• DATASET EXCERPT
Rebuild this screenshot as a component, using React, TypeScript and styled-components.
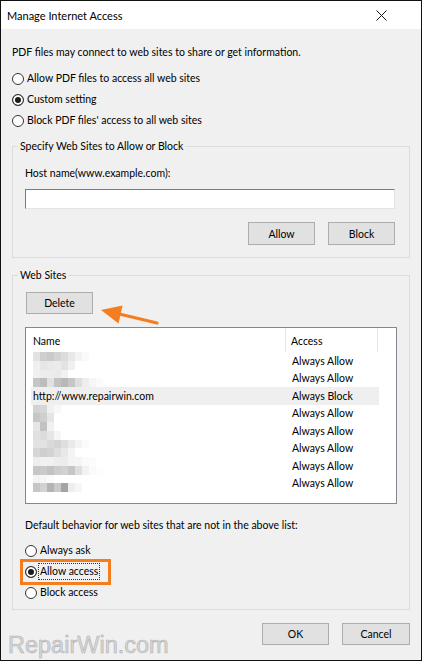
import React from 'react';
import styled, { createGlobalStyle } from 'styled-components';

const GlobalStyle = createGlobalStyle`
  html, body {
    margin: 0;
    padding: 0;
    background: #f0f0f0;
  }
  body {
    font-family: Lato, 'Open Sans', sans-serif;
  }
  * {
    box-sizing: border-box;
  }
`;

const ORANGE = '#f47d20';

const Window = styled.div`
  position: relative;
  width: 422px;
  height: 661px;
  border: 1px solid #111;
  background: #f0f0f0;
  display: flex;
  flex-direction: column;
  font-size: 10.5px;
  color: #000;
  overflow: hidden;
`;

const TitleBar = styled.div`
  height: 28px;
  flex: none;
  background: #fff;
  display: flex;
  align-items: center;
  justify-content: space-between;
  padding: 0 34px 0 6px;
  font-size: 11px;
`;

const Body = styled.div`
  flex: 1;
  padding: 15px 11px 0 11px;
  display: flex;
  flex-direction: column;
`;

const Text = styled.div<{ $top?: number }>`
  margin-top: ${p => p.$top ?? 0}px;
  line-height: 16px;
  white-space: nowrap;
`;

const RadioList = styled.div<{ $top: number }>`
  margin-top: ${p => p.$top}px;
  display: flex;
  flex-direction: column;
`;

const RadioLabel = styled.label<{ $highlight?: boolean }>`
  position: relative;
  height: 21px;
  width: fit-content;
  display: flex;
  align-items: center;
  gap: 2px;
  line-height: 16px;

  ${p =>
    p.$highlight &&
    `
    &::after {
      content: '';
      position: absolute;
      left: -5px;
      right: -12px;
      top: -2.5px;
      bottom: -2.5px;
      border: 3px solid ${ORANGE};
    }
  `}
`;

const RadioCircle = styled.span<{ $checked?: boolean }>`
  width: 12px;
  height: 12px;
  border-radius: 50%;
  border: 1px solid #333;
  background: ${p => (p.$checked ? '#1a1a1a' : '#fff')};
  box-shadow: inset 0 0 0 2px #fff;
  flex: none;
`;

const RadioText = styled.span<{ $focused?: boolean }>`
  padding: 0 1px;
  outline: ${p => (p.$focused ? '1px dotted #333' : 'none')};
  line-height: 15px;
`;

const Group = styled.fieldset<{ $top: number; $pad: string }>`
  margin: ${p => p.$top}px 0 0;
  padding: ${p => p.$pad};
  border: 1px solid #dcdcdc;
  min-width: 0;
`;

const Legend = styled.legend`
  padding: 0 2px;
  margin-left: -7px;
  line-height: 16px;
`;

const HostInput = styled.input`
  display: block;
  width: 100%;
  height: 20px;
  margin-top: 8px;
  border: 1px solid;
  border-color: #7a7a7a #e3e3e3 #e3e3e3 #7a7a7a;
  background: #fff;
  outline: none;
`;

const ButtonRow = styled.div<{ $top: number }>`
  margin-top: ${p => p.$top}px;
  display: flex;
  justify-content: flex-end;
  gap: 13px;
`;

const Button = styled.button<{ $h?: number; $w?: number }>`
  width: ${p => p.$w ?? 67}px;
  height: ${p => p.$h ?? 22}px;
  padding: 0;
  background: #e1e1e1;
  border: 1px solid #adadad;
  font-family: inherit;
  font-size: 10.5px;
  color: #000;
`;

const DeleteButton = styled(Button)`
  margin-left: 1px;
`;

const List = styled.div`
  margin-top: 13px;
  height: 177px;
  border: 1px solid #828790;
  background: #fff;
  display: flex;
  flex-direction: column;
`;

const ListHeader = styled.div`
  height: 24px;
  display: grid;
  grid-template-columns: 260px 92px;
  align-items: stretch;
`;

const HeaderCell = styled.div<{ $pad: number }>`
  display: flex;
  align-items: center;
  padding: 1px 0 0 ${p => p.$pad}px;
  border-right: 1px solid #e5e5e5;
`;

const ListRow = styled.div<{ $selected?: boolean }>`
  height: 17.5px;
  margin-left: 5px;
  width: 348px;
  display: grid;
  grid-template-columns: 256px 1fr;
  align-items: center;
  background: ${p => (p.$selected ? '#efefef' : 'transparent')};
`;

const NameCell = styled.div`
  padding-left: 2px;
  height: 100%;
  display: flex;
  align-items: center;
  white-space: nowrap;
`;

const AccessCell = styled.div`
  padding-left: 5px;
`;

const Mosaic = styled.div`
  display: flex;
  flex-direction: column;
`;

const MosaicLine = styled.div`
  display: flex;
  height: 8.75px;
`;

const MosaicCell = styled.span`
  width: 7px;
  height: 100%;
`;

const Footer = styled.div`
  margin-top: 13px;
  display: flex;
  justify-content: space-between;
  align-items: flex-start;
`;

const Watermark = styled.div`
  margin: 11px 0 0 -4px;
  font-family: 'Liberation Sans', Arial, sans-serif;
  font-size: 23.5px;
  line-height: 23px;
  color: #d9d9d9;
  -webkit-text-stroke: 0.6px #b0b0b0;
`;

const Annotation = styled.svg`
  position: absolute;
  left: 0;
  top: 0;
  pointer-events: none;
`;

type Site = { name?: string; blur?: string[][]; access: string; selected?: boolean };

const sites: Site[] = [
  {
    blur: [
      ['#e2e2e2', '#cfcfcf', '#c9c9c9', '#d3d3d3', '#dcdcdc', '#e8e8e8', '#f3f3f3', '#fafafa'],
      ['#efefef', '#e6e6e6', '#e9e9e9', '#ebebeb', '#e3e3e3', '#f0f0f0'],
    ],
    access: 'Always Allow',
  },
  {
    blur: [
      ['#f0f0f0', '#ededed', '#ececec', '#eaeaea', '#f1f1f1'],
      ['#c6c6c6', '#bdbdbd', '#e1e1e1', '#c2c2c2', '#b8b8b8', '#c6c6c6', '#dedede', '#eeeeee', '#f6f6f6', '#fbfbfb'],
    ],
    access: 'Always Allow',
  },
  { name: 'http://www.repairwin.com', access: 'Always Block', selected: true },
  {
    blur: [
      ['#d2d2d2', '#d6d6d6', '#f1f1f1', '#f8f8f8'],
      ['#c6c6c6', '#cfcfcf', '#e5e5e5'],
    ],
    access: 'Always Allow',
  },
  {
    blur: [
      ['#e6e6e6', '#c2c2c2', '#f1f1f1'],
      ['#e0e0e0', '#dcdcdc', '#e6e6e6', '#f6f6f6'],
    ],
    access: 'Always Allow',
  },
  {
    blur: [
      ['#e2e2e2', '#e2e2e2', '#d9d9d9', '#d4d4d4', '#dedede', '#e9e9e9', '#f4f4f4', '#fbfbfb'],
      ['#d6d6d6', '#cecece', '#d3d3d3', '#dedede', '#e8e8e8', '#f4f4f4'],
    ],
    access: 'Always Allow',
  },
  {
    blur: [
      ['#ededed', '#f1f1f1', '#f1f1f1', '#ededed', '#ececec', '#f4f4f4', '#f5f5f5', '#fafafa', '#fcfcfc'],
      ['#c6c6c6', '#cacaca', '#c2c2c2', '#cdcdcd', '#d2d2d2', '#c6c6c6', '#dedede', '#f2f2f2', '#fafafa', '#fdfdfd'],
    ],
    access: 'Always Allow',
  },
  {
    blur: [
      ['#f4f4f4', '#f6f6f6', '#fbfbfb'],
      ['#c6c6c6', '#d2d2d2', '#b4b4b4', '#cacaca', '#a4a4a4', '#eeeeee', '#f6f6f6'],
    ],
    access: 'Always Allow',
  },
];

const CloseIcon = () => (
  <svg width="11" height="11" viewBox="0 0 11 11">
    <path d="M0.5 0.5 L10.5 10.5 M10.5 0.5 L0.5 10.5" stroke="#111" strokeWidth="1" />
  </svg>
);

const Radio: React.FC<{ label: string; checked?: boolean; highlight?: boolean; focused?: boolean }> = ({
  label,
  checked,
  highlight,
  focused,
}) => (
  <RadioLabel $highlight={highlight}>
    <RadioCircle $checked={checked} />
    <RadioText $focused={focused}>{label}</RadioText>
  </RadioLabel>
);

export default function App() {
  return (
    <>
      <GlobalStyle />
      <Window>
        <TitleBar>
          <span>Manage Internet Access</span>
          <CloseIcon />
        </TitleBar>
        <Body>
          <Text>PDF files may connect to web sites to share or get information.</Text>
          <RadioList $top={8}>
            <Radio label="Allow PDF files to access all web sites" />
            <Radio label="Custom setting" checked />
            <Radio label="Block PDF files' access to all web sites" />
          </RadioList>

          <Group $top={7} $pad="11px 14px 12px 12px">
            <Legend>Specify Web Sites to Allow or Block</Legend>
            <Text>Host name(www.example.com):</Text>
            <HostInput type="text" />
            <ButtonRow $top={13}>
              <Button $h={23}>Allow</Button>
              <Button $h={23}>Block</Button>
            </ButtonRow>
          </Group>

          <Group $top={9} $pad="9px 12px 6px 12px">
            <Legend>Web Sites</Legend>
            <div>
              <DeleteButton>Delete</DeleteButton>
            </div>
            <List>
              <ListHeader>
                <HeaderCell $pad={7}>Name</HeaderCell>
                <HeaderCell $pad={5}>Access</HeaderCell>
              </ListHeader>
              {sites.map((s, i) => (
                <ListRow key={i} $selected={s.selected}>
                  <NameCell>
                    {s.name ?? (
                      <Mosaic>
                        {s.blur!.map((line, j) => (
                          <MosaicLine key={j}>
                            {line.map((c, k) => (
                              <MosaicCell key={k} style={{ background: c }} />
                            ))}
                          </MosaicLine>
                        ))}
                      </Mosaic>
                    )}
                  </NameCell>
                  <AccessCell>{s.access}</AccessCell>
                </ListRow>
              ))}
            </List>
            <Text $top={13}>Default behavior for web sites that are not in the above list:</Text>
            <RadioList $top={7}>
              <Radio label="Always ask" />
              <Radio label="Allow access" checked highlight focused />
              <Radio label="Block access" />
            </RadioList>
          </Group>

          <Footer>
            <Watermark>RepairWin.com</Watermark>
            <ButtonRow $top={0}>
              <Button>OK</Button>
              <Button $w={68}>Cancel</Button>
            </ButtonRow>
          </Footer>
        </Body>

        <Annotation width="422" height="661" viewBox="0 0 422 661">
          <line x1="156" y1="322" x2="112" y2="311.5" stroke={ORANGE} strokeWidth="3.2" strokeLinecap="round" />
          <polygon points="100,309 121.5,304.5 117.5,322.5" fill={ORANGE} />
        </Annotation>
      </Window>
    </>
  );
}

• TASK PROMPT
The lines from the start of the data through the line that contains "const ORANGE = '#f47d20';" are to be returned exactly, please, with both ends included and every picture left out.

• SOLUTION TO THIS TASK
Rebuild this screenshot as a component, using React, TypeScript and styled-components.
import React from 'react';
import styled, { createGlobalStyle } from 'styled-components';

const GlobalStyle = createGlobalStyle`
  html, body {
    margin: 0;
    padding: 0;
    background: #f0f0f0;
  }
  body {
    font-family: Lato, 'Open Sans', sans-serif;
  }
  * {
    box-sizing: border-box;
  }
`;

const ORANGE = '#f47d20';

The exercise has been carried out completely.